» **YOUR OBJECTIVE**:
Answer with a single number: the count of lines that hold "index".

-- START --

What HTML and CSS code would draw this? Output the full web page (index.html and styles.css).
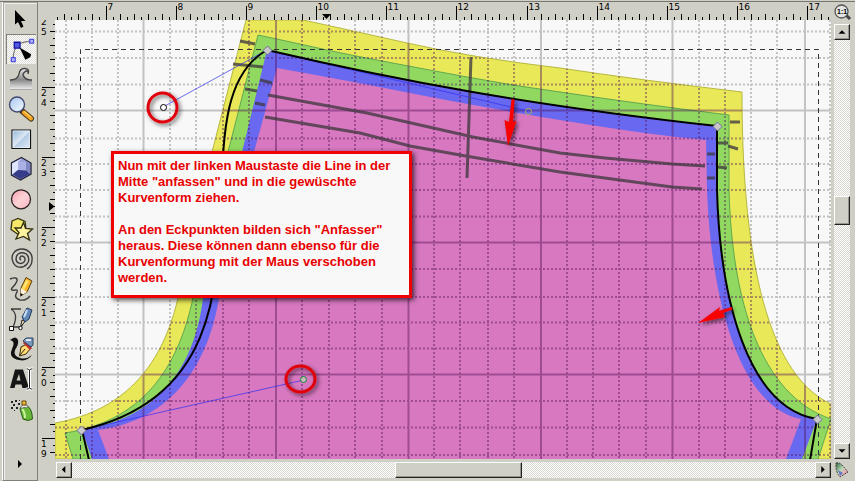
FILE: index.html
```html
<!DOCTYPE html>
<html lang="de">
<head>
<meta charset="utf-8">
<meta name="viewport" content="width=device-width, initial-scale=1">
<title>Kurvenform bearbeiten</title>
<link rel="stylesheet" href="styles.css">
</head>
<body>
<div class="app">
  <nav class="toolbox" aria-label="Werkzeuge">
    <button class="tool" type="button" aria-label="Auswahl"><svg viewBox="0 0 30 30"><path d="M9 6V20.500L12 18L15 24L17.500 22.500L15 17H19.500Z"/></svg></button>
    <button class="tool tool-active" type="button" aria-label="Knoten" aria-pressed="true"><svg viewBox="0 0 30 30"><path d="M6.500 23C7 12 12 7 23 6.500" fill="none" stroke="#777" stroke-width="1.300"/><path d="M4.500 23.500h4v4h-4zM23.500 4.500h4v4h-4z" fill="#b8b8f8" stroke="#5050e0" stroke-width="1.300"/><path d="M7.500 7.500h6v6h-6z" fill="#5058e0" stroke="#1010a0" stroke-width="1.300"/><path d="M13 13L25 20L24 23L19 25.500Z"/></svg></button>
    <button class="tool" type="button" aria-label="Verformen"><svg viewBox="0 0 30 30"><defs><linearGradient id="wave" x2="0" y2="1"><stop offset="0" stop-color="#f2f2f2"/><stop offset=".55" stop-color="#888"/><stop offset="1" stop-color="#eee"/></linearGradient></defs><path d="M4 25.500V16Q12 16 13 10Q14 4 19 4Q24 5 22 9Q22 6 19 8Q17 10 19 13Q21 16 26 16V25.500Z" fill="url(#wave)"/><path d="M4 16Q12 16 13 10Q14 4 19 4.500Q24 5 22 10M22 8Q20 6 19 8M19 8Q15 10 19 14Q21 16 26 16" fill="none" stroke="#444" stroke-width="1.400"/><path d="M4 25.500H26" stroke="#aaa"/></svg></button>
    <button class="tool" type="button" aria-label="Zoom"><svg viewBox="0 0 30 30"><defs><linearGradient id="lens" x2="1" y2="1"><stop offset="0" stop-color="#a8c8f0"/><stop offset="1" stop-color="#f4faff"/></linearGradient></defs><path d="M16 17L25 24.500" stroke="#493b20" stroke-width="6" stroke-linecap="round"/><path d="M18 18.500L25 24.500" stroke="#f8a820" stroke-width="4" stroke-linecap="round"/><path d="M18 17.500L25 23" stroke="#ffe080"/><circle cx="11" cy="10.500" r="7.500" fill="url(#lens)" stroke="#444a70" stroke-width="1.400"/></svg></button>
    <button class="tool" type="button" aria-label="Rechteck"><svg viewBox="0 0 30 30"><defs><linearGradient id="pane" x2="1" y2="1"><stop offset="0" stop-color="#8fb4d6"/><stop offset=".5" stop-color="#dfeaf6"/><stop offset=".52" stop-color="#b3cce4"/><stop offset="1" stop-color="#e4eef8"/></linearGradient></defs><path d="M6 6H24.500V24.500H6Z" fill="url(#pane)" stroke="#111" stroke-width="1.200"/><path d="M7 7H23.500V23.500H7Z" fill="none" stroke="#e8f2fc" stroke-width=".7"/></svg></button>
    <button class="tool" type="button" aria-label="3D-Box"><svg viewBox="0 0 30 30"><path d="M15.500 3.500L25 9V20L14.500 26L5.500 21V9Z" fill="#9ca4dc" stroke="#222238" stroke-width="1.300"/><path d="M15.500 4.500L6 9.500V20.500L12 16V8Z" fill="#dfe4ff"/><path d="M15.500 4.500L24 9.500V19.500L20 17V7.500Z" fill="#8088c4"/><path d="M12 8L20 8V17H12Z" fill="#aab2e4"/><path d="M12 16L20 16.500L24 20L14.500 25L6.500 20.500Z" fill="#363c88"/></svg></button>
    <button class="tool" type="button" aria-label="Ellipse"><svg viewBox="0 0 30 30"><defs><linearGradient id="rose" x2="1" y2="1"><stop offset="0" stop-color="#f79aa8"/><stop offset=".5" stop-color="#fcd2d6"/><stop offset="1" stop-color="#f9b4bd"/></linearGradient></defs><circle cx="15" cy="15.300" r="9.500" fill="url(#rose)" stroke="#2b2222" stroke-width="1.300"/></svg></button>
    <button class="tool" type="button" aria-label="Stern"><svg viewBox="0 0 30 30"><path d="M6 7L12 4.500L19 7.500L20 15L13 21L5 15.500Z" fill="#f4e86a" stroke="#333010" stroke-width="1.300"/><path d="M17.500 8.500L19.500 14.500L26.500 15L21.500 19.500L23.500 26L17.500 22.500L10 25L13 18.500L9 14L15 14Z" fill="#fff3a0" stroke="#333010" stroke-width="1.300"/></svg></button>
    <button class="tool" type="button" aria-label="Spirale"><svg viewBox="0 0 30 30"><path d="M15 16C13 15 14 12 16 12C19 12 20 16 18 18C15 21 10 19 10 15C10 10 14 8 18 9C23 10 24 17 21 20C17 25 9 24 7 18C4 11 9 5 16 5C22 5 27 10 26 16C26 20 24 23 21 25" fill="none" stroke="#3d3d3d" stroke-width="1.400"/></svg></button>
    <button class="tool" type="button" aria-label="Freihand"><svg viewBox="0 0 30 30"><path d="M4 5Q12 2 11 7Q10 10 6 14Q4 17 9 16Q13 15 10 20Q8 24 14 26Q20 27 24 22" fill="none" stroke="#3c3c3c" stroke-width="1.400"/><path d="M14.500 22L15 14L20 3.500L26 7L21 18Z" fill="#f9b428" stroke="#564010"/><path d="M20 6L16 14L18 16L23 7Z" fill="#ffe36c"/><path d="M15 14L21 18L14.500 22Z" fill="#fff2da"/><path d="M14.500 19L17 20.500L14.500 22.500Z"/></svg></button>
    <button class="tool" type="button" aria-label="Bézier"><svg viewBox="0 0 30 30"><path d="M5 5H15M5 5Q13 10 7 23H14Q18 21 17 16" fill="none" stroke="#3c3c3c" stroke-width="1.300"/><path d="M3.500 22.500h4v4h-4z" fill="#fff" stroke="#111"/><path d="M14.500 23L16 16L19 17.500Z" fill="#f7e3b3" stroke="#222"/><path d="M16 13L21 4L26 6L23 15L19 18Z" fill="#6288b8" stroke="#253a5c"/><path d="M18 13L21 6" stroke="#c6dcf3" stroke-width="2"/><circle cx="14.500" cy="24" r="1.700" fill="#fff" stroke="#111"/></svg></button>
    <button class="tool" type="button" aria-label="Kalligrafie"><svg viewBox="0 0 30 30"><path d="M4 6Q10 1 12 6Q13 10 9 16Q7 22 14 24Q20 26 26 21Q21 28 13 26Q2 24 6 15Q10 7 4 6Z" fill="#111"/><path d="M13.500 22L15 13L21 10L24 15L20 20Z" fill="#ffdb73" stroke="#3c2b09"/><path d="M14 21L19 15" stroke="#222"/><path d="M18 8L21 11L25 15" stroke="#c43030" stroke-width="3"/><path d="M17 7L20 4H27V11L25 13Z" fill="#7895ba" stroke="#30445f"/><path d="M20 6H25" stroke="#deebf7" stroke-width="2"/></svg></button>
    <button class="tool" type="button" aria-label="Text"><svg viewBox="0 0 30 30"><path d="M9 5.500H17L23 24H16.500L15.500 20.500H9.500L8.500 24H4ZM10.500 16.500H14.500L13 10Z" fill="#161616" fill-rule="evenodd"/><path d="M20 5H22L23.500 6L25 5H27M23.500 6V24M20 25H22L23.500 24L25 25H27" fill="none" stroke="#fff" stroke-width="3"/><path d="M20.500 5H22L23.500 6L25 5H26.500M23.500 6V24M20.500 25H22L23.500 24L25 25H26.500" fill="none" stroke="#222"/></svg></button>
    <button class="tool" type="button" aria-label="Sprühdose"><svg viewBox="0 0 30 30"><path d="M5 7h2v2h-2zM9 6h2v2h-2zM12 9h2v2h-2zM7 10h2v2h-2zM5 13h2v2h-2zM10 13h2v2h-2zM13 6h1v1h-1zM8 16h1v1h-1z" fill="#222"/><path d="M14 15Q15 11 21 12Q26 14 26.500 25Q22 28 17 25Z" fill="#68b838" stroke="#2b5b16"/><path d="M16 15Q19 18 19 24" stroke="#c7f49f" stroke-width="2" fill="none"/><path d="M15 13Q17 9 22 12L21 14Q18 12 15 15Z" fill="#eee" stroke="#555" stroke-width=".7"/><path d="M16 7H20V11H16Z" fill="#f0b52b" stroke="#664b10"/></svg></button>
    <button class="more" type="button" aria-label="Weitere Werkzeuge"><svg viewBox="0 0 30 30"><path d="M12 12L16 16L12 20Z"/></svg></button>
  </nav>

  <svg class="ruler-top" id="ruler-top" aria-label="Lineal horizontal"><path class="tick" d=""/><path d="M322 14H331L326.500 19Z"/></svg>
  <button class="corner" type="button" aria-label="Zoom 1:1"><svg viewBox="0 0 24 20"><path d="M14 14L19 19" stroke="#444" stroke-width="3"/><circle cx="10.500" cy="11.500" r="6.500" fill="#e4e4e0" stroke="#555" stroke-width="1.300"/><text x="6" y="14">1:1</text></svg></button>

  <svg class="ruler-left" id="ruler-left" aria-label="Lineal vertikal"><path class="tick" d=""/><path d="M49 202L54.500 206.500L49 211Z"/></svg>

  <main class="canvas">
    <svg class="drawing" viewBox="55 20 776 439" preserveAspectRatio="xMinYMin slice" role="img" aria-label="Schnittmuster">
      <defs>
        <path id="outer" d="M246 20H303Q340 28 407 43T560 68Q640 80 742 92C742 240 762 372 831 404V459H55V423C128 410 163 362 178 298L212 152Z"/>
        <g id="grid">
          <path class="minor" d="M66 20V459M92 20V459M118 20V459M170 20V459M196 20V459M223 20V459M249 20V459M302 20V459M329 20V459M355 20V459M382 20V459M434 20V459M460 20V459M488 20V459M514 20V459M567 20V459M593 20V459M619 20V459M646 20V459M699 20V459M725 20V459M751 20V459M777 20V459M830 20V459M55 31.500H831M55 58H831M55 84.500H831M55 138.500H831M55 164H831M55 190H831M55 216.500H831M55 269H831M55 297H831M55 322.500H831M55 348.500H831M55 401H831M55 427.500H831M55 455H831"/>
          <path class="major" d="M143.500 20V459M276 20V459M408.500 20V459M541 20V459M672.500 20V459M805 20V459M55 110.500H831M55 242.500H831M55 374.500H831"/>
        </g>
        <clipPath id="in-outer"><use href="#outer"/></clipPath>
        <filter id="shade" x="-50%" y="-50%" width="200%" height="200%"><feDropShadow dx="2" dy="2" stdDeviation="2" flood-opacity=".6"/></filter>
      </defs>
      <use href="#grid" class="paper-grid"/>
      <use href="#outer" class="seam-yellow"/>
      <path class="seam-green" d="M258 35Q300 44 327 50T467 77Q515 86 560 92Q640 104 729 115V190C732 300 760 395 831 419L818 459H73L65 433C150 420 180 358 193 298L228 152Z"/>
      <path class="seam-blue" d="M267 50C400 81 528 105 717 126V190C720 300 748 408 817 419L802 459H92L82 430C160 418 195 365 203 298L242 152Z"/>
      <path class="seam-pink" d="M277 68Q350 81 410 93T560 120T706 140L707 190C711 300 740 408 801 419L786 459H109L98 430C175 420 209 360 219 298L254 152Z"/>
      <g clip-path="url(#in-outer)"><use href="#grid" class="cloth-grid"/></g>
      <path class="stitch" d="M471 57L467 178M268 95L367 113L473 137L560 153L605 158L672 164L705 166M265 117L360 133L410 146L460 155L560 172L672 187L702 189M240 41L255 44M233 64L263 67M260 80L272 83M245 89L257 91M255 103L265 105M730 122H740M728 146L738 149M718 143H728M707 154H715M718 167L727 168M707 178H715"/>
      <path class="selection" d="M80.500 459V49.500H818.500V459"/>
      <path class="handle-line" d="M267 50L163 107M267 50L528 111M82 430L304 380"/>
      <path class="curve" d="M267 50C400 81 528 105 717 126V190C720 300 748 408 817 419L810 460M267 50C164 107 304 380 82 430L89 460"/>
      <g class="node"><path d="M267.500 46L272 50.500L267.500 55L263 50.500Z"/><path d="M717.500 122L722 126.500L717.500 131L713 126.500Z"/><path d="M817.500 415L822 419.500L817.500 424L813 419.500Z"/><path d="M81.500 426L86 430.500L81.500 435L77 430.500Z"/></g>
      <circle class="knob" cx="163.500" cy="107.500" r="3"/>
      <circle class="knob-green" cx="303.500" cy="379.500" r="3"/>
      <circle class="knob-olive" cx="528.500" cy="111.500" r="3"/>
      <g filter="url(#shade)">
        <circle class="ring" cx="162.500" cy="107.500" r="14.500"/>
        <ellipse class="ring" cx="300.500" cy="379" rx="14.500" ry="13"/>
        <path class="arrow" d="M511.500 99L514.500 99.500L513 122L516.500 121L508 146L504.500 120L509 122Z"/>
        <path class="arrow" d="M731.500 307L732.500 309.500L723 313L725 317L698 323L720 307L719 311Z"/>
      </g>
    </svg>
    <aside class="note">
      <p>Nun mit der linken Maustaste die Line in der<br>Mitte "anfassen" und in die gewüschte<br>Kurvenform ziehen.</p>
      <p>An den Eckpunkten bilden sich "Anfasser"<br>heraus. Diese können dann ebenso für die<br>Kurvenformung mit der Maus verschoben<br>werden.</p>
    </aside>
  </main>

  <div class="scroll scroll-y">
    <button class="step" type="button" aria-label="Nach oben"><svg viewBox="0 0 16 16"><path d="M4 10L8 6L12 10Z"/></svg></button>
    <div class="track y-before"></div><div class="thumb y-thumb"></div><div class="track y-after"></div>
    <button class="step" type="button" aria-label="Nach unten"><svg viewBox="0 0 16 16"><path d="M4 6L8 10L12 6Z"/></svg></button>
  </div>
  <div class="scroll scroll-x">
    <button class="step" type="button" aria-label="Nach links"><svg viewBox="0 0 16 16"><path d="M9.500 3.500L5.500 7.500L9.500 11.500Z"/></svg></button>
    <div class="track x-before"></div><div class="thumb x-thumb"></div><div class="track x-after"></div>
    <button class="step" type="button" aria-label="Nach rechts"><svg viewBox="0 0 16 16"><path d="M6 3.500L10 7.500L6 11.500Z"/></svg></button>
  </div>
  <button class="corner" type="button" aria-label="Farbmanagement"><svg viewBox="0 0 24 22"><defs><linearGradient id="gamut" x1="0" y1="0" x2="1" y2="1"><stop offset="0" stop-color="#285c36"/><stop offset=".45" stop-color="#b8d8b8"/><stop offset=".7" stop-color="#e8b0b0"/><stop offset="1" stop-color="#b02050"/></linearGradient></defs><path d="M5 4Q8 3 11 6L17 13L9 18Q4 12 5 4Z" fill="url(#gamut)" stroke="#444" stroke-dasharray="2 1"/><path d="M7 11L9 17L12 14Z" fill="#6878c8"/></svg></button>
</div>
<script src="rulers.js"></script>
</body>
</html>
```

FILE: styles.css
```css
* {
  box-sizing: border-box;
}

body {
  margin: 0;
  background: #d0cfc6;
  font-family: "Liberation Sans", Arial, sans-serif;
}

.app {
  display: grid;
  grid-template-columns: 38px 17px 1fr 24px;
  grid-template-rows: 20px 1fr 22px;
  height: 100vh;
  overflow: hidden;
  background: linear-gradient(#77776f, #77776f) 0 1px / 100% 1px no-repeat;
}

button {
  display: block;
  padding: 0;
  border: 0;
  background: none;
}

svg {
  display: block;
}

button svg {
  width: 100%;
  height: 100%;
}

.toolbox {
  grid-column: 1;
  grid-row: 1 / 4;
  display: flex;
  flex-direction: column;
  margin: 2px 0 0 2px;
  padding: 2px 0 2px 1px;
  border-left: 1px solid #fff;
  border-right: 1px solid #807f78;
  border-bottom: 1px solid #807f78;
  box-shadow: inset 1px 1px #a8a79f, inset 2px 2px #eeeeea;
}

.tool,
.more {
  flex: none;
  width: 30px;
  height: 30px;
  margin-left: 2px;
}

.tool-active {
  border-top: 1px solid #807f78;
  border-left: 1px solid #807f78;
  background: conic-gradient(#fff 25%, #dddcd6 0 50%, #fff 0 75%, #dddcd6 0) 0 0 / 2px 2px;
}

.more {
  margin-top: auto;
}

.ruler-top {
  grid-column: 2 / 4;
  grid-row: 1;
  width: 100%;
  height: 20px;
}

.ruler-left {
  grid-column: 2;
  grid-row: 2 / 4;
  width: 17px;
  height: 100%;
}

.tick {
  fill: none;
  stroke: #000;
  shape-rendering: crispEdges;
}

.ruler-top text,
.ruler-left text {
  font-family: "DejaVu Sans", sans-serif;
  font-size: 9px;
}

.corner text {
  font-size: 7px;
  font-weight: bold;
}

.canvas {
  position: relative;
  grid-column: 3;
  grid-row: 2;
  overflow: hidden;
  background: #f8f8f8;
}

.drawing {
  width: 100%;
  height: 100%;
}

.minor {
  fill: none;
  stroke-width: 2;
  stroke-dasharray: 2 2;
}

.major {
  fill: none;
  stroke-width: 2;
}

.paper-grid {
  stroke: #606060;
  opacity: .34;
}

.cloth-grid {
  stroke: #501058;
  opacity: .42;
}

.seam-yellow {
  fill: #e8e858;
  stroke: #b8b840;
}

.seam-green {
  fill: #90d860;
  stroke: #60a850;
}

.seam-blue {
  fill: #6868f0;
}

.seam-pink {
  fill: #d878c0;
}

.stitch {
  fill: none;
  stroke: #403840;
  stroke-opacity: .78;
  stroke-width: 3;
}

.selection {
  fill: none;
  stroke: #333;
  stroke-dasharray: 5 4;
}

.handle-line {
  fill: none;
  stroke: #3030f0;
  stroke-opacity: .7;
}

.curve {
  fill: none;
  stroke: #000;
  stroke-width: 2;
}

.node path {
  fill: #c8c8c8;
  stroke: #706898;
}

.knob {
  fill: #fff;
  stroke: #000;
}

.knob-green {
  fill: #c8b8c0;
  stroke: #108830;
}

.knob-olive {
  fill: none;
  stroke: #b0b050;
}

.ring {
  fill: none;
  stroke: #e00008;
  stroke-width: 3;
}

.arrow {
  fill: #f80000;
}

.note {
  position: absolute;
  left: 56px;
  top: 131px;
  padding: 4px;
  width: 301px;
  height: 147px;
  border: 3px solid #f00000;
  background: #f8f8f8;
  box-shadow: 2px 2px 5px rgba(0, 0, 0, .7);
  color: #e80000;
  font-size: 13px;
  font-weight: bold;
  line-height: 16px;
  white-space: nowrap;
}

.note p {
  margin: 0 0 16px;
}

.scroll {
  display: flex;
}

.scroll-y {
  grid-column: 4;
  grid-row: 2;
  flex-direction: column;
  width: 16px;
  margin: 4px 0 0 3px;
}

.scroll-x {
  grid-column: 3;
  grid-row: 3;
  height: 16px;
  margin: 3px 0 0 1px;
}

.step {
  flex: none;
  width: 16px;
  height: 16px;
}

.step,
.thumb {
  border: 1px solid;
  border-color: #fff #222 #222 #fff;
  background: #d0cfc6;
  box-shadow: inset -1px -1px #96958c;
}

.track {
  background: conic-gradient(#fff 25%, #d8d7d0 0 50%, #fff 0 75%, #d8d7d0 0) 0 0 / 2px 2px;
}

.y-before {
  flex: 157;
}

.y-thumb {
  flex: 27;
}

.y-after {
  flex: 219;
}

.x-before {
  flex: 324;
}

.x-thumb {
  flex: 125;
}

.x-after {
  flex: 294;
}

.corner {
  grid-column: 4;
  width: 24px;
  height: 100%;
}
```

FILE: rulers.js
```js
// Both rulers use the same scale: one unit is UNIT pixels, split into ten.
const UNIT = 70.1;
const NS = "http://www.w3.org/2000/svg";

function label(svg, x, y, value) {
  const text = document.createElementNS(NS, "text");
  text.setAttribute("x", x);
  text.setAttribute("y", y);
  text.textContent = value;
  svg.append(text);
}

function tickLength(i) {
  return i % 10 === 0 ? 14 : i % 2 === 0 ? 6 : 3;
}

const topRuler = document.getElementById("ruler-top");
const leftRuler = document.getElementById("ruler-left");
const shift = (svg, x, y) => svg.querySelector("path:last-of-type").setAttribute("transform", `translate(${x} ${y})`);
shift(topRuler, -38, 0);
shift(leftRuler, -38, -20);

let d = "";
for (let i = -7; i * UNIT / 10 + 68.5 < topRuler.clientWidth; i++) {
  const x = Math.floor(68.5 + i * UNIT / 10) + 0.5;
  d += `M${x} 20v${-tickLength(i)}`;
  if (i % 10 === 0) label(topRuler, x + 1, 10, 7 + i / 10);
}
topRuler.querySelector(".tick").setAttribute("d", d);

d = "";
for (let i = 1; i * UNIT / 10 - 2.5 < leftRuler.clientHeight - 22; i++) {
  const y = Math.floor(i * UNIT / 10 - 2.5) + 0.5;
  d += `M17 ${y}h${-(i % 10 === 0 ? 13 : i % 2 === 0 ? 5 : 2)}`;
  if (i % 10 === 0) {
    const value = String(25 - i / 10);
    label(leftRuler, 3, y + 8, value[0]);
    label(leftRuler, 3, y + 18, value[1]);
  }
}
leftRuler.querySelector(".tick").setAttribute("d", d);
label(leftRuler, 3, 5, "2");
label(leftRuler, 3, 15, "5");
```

-- END --

» **EXERCISE SOLUTION**:
2